Turning Pictures Into Sound
The data taken during an optical scan is turned into sound through analysis with a computer program that reads in the height measurements and produces a depth image. The depth image displays the cylinder as if it is cut open, down it's length, and flattened out. The height of the cylinder is encoded in the gray-scale value of the image. Black corresponds to deepest and white to highest. Once the image is produced, an algorithm uses edge finding to find the bottom of the grooves, where the stylus would have rested and calculate the speed of the stylus over the surface (by taking a derivative along the groove bottom). The speed of the stylus is directly tied to the sound driving the recording stylus and so this is enough to recreate the sound recorded on the cylinder. During this process cleaning and noise reduction can be applied, using data analysis and image processing techniques.
Scanning at UC Berkeley
UC Berkeley is the latest institution to build an optical scanning workstation. The scanning machine at Berkeley is the only existing workstation that can accommodate three cylinders at once, which complicates the mechanics of the system, but allows for greater speed and efficiency of digitization. The system, built in 2015, is now running and will be dedicated exclusively to the Hearst Museum Collection for the next two years.
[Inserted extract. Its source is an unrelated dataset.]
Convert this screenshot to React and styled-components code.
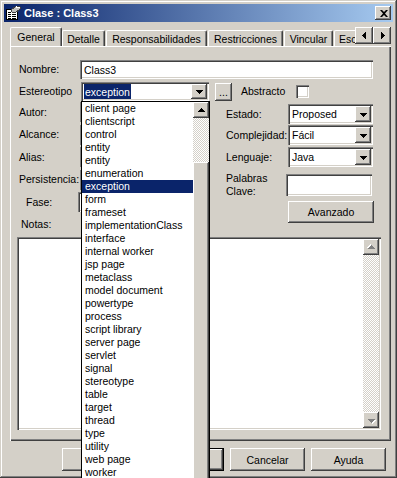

After that point it will hopefully be made available to scholars with collections outside the university.
Why This Method?
Optical vs. Stylus Transfers: Resolution
The optical process captures higher frequency audio than is typically possible with the traditional method of transfer, a hard stylus. Higher frequency audio induces changes that happen very quickly as the cylinder rotates, which, translates into changes that are very close together. A traditional stylus is limited by its own size. If these changes are closer together than the stylus is wide, the stylus cannot fit and cannot resolve them. (See the image below on the left). Optical scanning uses light with a spot size that is much much smaller than a stylus and can capture the tightly spaced changes in height that translate into higher frequency audio. The much finer resolution of an optical scan recovers audio outside the range of a stylus transfer (see the image on the bottom right) and it allows for the collection of the data necessary to eliminate the high frequency effects of dirt and decay. It is also the reason for the high frequency "hissing" noise present in audio from an optical scan, which is the sound of the texture of the wax itself, small defects, and can be removed trivially with commercial audio processing software.
Noise Reduction: Digital Cleaning to Remove Defects
Using edge detection algorithms, an optical scan can be analyzed using "Blob Cleaning". During blob cleaning the image is searched for "blobs" which in this case are dust, surface decay, particles, cracks or damage. These features have sharp edges, which create very rapid changes in the surface height, and introduce undesirable high frequency noises, pops, or crackles, into the audio. Blob cleaning isolates the sharp edges of these defects from the slow gentle changes of recorded audio, smooths the edges and minimizes their effects.
Delicate Materials
Because the optical scanning method does not require contact with the cylinders, it is less invasive than traditional playback methods. If a cylinder can have light shone on it and be settled and moved on the machine, it can be scanned. This allows access to materials that could not withstand traditional playback (cylinders that are broken, cracked, in pieces, or otherwise unstable), and prevents inflicting further damage with a wandering or sharp stylus (see the middle image for a cylinder damaged by stylus). Methods to protect delicate cylinders during scanning, include using preservation-friendly polyethylene bands to hold together cylinders that might break and using custom built support pieces to ensure that cylinders with pieces missing are thoroughly supported.